WORK INSTRUCTIONS:
Pick out the lines below with "components" and list them.

Begin

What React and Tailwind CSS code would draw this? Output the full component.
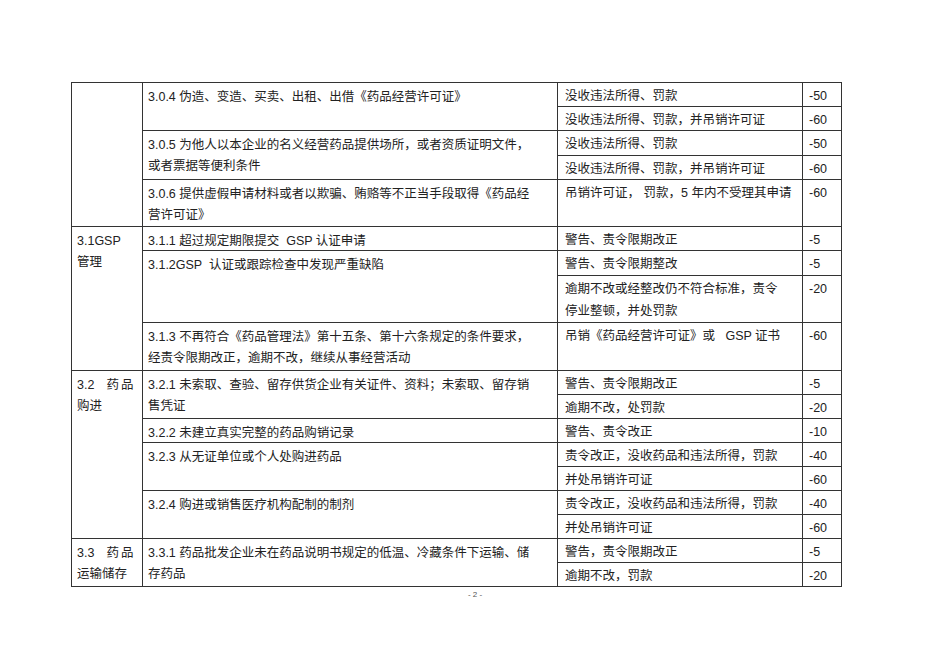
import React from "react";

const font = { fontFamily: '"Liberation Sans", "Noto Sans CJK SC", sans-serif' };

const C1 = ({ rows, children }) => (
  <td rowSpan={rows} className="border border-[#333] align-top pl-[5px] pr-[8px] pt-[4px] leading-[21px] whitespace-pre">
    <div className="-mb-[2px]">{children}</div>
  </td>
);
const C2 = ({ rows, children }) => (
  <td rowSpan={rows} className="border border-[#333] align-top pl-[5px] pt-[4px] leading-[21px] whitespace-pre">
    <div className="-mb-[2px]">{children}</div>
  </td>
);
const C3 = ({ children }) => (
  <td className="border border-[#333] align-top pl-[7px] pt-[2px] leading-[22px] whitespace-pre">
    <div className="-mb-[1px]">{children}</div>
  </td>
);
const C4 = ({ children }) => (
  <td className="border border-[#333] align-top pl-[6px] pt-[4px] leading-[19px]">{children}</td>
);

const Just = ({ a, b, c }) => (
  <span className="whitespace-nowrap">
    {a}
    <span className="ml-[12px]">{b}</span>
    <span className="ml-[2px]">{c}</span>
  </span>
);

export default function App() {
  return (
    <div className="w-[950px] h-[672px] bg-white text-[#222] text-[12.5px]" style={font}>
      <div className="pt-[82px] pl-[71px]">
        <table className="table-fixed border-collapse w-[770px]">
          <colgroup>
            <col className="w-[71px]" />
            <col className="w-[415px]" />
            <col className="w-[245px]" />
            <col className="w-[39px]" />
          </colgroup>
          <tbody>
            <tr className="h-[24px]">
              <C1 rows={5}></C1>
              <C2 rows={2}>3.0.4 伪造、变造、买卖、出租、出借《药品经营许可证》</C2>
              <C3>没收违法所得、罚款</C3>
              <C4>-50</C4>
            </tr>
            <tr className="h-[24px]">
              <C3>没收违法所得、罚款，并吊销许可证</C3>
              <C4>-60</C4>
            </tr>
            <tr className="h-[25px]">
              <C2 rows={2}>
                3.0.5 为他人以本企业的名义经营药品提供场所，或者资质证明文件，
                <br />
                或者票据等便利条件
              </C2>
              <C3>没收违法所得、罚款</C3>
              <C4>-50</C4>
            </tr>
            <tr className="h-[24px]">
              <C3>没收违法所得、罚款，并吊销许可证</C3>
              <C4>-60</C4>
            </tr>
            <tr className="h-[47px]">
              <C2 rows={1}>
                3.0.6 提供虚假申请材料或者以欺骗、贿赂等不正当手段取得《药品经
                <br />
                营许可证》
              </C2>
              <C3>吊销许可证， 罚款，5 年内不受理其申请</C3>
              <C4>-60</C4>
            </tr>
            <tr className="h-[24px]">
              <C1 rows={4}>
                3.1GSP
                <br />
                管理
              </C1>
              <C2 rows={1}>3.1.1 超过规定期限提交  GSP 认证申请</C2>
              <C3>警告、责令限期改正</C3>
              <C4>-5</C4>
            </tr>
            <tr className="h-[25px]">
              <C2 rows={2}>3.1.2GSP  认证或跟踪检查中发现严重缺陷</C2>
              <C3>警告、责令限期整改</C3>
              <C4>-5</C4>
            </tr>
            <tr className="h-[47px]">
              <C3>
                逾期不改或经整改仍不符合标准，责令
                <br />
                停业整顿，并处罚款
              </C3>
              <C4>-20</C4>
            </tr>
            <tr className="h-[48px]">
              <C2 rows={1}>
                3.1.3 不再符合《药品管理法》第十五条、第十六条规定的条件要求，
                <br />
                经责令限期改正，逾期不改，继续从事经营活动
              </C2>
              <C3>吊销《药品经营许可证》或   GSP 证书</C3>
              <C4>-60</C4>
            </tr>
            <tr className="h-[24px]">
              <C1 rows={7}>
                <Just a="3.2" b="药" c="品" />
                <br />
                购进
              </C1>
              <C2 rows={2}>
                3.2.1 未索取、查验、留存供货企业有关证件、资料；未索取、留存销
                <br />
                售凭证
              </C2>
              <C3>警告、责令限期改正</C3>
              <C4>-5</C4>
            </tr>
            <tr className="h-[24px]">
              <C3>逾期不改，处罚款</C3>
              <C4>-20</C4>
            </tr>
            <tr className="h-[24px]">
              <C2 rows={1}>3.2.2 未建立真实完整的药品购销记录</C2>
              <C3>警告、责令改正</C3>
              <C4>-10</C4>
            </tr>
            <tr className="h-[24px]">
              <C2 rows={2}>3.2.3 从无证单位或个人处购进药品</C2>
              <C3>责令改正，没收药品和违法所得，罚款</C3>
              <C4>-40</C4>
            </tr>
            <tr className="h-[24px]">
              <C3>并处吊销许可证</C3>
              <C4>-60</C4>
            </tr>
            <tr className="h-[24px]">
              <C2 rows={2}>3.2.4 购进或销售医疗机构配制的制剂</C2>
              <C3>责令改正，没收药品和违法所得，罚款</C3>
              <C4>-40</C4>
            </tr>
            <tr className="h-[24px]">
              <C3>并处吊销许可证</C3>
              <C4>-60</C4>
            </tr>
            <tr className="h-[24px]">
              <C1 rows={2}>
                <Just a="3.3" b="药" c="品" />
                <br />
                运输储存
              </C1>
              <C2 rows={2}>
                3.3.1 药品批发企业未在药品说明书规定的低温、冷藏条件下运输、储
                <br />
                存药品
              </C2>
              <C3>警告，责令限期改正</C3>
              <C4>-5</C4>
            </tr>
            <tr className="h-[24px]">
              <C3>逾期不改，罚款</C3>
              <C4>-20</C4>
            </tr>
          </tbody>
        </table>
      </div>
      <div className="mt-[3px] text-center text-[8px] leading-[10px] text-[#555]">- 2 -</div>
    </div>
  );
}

End
Begin

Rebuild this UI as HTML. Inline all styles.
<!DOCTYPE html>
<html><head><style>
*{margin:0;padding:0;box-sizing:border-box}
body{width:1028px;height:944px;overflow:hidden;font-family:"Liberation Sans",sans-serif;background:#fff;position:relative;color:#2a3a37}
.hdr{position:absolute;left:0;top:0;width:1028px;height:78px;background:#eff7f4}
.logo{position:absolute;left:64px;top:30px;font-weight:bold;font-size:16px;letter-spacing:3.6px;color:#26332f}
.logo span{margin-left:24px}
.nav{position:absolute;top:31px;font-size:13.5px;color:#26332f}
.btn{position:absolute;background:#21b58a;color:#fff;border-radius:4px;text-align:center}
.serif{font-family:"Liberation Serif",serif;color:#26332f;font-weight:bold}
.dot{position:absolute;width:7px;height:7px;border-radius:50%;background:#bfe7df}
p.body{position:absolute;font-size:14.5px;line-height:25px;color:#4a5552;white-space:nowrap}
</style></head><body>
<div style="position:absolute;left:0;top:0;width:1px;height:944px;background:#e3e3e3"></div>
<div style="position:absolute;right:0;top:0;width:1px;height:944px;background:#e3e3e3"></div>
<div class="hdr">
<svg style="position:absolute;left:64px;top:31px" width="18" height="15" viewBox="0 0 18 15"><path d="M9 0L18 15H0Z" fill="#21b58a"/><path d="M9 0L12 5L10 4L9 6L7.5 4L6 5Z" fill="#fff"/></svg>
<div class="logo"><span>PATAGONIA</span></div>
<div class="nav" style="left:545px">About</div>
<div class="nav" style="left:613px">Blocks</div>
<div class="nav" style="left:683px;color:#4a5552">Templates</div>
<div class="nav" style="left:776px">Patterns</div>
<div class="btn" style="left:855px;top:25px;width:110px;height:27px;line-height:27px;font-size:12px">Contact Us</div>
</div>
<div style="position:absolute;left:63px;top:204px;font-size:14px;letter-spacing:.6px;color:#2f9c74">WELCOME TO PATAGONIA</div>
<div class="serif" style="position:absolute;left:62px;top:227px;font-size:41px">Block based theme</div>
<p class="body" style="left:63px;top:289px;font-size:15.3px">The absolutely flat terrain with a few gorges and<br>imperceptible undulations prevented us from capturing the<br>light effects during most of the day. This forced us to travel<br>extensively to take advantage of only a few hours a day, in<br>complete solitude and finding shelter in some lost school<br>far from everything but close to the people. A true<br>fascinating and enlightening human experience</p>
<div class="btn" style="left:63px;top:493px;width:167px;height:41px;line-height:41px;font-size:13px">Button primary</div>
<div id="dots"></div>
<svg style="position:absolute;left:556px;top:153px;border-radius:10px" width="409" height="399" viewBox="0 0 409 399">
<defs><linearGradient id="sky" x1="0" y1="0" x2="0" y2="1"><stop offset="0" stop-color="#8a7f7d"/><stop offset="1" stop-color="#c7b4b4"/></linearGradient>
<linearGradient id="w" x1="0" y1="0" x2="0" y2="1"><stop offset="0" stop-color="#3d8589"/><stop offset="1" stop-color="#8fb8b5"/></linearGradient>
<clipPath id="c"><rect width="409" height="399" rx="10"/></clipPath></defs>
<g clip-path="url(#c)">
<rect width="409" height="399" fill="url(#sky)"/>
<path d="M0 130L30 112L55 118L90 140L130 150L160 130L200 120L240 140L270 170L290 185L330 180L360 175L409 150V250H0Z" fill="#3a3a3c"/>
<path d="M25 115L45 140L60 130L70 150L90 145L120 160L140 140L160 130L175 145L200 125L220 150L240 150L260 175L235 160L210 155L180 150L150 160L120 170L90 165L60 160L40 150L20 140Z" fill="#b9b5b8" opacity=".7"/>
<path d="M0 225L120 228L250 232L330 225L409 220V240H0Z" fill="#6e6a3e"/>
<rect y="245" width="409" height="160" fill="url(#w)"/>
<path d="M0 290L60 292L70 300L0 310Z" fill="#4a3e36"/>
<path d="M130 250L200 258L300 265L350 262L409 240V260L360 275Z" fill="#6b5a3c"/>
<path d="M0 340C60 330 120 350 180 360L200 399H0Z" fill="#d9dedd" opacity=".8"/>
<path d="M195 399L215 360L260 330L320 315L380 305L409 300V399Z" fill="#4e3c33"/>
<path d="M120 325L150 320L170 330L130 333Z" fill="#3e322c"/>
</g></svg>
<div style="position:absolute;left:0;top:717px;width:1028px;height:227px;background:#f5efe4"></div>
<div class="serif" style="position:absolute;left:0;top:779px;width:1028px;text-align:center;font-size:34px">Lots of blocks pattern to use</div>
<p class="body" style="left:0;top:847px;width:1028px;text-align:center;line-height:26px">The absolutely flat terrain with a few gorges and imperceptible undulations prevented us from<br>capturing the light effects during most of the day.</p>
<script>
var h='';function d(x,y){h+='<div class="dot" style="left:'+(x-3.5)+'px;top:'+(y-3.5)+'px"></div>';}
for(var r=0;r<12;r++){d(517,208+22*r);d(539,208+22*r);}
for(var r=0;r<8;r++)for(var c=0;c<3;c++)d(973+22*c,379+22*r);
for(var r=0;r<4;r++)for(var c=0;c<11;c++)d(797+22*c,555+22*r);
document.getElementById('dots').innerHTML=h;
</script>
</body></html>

End
Begin

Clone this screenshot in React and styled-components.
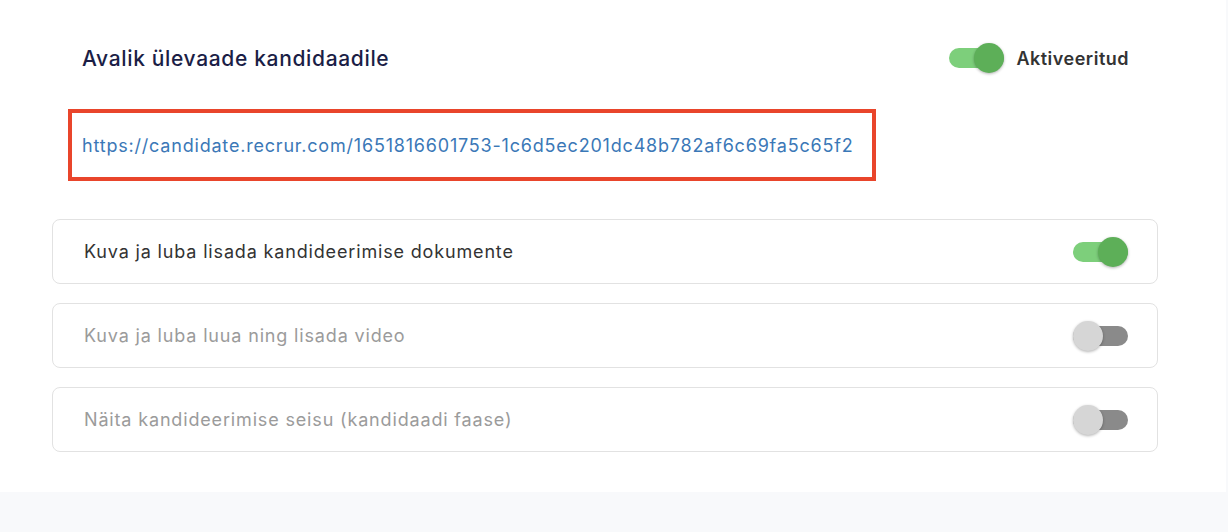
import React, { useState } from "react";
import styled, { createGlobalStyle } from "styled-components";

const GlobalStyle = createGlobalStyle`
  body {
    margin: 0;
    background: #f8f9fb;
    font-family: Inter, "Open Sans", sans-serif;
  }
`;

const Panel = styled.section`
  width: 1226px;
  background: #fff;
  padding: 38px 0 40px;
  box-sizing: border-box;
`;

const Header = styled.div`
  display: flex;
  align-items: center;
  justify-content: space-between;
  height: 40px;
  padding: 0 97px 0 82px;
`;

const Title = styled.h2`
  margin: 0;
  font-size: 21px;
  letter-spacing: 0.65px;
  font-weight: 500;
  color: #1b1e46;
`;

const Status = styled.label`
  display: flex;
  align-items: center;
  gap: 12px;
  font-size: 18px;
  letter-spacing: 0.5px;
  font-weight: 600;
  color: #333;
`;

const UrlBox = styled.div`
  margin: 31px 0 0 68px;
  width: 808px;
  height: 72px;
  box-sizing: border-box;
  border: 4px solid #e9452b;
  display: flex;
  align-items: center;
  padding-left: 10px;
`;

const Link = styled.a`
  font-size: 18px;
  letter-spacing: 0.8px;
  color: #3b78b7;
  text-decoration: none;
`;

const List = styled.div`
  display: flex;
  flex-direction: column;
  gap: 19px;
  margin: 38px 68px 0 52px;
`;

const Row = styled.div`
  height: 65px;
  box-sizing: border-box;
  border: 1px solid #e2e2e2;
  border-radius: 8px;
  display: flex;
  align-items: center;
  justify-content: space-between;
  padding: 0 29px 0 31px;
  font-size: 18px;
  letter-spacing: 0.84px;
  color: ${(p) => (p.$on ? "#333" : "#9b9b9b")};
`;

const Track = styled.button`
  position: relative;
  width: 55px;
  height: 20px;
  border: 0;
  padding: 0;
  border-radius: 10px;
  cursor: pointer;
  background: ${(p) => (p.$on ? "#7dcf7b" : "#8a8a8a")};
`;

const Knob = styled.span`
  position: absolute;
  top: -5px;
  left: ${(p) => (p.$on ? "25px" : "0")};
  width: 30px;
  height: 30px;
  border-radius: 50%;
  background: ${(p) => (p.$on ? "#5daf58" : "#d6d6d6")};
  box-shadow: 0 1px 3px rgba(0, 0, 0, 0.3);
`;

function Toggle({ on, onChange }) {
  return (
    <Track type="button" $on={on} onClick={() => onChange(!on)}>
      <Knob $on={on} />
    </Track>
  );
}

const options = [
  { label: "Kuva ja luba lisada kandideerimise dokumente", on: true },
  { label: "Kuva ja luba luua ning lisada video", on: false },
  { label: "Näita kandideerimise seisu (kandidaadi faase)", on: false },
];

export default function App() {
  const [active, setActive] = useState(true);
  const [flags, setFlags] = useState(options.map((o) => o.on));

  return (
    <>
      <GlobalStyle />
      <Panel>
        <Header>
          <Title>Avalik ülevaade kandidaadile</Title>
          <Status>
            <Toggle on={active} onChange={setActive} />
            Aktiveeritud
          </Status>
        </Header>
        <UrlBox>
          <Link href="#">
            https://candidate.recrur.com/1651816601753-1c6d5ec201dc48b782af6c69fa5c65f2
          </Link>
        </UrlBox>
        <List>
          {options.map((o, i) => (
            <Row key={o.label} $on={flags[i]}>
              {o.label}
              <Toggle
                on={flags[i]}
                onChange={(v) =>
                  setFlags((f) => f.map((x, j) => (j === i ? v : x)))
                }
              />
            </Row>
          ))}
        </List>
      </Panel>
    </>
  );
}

End

COMPLETE OUTPUT:
Clone this screenshot in React and styled-components.
import styled, { createGlobalStyle } from "styled-components";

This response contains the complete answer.